Stated task: Exclude the pictures and reproduce the remaining data exactly as written.

Extracted entries:
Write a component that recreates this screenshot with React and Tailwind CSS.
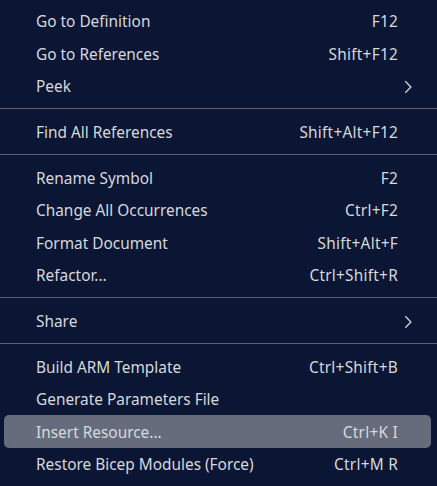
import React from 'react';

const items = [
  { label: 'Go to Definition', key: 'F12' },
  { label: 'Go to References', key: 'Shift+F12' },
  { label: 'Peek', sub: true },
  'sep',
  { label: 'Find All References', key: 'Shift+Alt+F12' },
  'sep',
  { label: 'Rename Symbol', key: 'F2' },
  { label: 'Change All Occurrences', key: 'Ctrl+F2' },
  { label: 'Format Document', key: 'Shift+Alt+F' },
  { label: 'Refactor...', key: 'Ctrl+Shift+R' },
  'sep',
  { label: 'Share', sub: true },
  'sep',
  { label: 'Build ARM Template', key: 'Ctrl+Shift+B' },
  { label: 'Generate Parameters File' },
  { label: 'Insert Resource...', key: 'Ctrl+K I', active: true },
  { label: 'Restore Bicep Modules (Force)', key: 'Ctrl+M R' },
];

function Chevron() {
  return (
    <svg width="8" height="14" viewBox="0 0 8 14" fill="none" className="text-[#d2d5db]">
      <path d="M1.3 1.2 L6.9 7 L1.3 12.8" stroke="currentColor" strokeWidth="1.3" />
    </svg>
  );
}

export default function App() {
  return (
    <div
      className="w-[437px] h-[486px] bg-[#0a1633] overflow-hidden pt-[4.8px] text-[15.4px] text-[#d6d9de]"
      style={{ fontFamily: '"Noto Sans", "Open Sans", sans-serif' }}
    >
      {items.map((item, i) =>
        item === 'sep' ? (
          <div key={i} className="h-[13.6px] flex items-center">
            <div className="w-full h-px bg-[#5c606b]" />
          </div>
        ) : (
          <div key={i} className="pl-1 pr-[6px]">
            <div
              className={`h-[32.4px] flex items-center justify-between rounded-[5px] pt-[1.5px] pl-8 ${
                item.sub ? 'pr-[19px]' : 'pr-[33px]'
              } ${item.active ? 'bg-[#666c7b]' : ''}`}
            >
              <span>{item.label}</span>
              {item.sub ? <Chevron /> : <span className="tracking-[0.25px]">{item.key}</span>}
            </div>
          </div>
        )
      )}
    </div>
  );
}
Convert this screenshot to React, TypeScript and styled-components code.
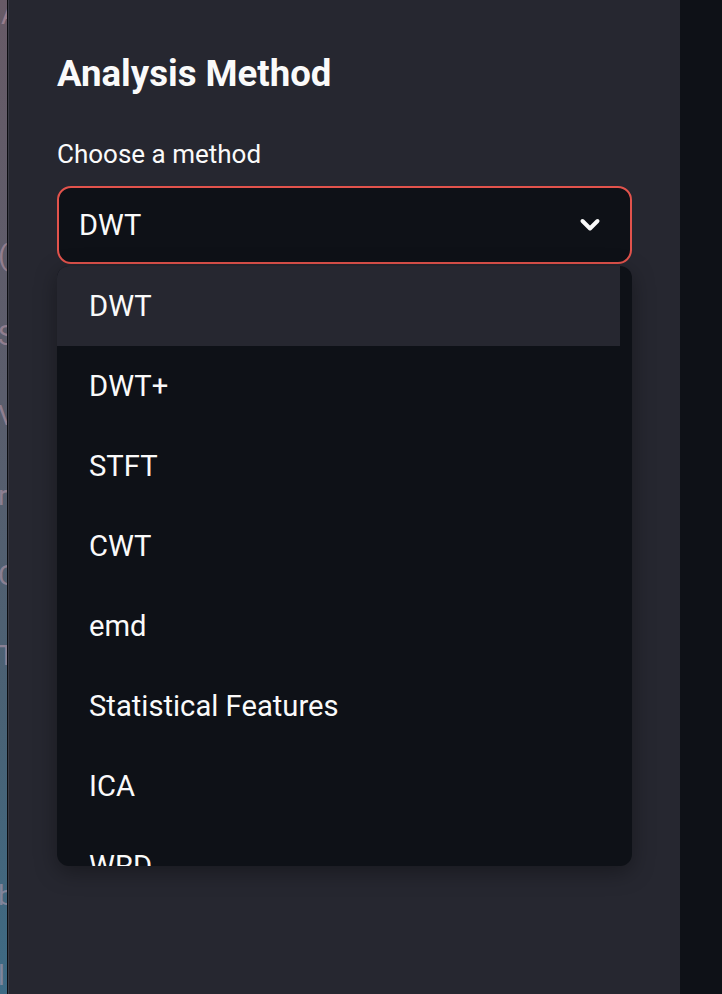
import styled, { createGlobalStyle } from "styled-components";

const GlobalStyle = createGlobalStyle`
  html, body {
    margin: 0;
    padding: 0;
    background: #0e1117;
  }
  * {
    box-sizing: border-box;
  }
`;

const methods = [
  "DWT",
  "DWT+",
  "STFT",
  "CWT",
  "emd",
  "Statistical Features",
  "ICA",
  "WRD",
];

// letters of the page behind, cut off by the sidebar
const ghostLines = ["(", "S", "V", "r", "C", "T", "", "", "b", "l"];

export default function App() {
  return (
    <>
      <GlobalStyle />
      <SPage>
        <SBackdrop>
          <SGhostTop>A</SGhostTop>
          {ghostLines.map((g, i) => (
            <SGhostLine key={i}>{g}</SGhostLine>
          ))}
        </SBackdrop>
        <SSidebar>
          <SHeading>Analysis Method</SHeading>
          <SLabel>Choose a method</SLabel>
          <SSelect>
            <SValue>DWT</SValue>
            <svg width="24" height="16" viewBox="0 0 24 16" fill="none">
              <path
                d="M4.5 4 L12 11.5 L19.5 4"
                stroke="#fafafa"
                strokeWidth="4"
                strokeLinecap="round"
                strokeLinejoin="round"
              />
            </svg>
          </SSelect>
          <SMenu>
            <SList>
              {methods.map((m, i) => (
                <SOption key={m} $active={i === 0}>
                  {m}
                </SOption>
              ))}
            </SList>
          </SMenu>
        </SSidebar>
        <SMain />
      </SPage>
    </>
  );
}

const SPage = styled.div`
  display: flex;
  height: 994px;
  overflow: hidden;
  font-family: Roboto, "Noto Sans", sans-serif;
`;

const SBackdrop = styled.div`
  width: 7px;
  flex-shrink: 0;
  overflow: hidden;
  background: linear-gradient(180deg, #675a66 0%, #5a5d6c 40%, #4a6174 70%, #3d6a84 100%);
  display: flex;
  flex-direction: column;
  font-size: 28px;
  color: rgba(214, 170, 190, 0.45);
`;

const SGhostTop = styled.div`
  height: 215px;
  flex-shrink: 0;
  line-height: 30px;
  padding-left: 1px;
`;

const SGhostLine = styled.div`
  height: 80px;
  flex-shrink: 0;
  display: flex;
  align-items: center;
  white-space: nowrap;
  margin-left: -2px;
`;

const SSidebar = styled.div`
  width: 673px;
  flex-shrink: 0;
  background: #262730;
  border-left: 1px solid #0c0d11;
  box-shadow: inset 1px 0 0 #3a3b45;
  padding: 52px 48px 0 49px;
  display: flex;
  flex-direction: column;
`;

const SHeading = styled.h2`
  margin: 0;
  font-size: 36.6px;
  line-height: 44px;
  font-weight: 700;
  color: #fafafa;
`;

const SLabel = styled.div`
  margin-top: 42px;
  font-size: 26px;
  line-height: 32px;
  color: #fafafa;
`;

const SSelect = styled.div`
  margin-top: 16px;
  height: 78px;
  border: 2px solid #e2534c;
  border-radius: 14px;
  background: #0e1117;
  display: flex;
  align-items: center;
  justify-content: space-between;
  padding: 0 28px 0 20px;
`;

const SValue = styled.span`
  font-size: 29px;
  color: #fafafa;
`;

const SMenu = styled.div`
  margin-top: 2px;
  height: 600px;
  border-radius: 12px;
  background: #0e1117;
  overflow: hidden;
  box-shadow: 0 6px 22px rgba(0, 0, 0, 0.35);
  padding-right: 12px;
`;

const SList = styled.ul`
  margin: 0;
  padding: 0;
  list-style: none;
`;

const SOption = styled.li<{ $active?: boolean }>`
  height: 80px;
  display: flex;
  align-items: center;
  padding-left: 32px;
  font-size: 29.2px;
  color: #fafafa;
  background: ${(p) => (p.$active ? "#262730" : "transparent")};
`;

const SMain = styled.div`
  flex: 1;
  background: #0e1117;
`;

Exercise solution:
Write a component that recreates this screenshot with React and Tailwind CSS.
import React from 'react';

const items = [
  { label: 'Go to Definition', key: 'F12' },
  { label: 'Go to References', key: 'Shift+F12' },
  { label: 'Peek', sub: true },
  'sep',
  { label: 'Find All References', key: 'Shift+Alt+F12' },
  'sep',
  { label: 'Rename Symbol', key: 'F2' },
  { label: 'Change All Occurrences', key: 'Ctrl+F2' },
  { label: 'Format Document', key: 'Shift+Alt+F' },
  { label: 'Refactor...', key: 'Ctrl+Shift+R' },
  'sep',
  { label: 'Share', sub: true },
  'sep',
  { label: 'Build ARM Template', key: 'Ctrl+Shift+B' },
  { label: 'Generate Parameters File' },
  { label: 'Insert Resource...', key: 'Ctrl+K I', active: true },
  { label: 'Restore Bicep Modules (Force)', key: 'Ctrl+M R' },
];

function Chevron() {
  return (
    <svg width="8" height="14" viewBox="0 0 8 14" fill="none" className="text-[#d2d5db]">
      <path d="M1.3 1.2 L6.9 7 L1.3 12.8" stroke="currentColor" strokeWidth="1.3" />
    </svg>
  );
}

export default function App() {
  return (
    <div
      className="w-[437px] h-[486px] bg-[#0a1633] overflow-hidden pt-[4.8px] text-[15.4px] text-[#d6d9de]"
      style={{ fontFamily: '"Noto Sans", "Open Sans", sans-serif' }}
    >
      {items.map((item, i) =>
        item === 'sep' ? (
          <div key={i} className="h-[13.6px] flex items-center">
            <div className="w-full h-px bg-[#5c606b]" />
          </div>
        ) : (
          <div key={i} className="pl-1 pr-[6px]">
            <div
              className={`h-[32.4px] flex items-center justify-between rounded-[5px] pt-[1.5px] pl-8 ${
                item.sub ? 'pr-[19px]' : 'pr-[33px]'
              } ${item.active ? 'bg-[#666c7b]' : ''}`}
            >
              <span>{item.label}</span>
              {item.sub ? <Chevron /> : <span className="tracking-[0.25px]">{item.key}</span>}
            </div>
          </div>
        )
      )}
    </div>
  );
}
Convert this screenshot to React, TypeScript and styled-components code.
import styled, { createGlobalStyle } from "styled-components";

const GlobalStyle = createGlobalStyle`
  html, body {
    margin: 0;
    padding: 0;
    background: #0e1117;
  }
  * {
    box-sizing: border-box;
  }
`;

const methods = [
  "DWT",
  "DWT+",
  "STFT",
  "CWT",
  "emd",
  "Statistical Features",
  "ICA",
  "WRD",
];

// letters of the page behind, cut off by the sidebar
const ghostLines = ["(", "S", "V", "r", "C", "T", "", "", "b", "l"];

export default function App() {
  return (
    <>
      <GlobalStyle />
      <SPage>
        <SBackdrop>
          <SGhostTop>A</SGhostTop>
          {ghostLines.map((g, i) => (
            <SGhostLine key={i}>{g}</SGhostLine>
          ))}
        </SBackdrop>
        <SSidebar>
          <SHeading>Analysis Method</SHeading>
          <SLabel>Choose a method</SLabel>
          <SSelect>
            <SValue>DWT</SValue>
            <svg width="24" height="16" viewBox="0 0 24 16" fill="none">
              <path
                d="M4.5 4 L12 11.5 L19.5 4"
                stroke="#fafafa"
                strokeWidth="4"
                strokeLinecap="round"
                strokeLinejoin="round"
              />
            </svg>
          </SSelect>
          <SMenu>
            <SList>
              {methods.map((m, i) => (
                <SOption key={m} $active={i === 0}>
                  {m}
                </SOption>
              ))}
            </SList>
          </SMenu>
        </SSidebar>
        <SMain />
      </SPage>
    </>
  );
}

const SPage = styled.div`
  display: flex;
  height: 994px;
  overflow: hidden;
  font-family: Roboto, "Noto Sans", sans-serif;
`;

const SBackdrop = styled.div`
  width: 7px;
  flex-shrink: 0;
  overflow: hidden;
  background: linear-gradient(180deg, #675a66 0%, #5a5d6c 40%, #4a6174 70%, #3d6a84 100%);
  display: flex;
  flex-direction: column;
  font-size: 28px;
  color: rgba(214, 170, 190, 0.45);
`;

const SGhostTop = styled.div`
  height: 215px;
  flex-shrink: 0;
  line-height: 30px;
  padding-left: 1px;
`;

const SGhostLine = styled.div`
  height: 80px;
  flex-shrink: 0;
  display: flex;
  align-items: center;
  white-space: nowrap;
  margin-left: -2px;
`;

const SSidebar = styled.div`
  width: 673px;
  flex-shrink: 0;
  background: #262730;
  border-left: 1px solid #0c0d11;
  box-shadow: inset 1px 0 0 #3a3b45;
  padding: 52px 48px 0 49px;
  display: flex;
  flex-direction: column;
`;

const SHeading = styled.h2`
  margin: 0;
  font-size: 36.6px;
  line-height: 44px;
  font-weight: 700;
  color: #fafafa;
`;

const SLabel = styled.div`
  margin-top: 42px;
  font-size: 26px;
  line-height: 32px;
  color: #fafafa;
`;

const SSelect = styled.div`
  margin-top: 16px;
  height: 78px;
  border: 2px solid #e2534c;
  border-radius: 14px;
  background: #0e1117;
  display: flex;
  align-items: center;
  justify-content: space-between;
  padding: 0 28px 0 20px;
`;

const SValue = styled.span`
  font-size: 29px;
  color: #fafafa;
`;

const SMenu = styled.div`
  margin-top: 2px;
  height: 600px;
  border-radius: 12px;
  background: #0e1117;
  overflow: hidden;
  box-shadow: 0 6px 22px rgba(0, 0, 0, 0.35);
  padding-right: 12px;
`;

const SList = styled.ul`
  margin: 0;
  padding: 0;
  list-style: none;
`;

const SOption = styled.li<{ $active?: boolean }>`
  height: 80px;
  display: flex;
  align-items: center;
  padding-left: 32px;
  font-size: 29.2px;
  color: #fafafa;
  background: ${(p) => (p.$active ? "#262730" : "transparent")};
`;

const SMain = styled.div`
  flex: 1;
  background: #0e1117;
`;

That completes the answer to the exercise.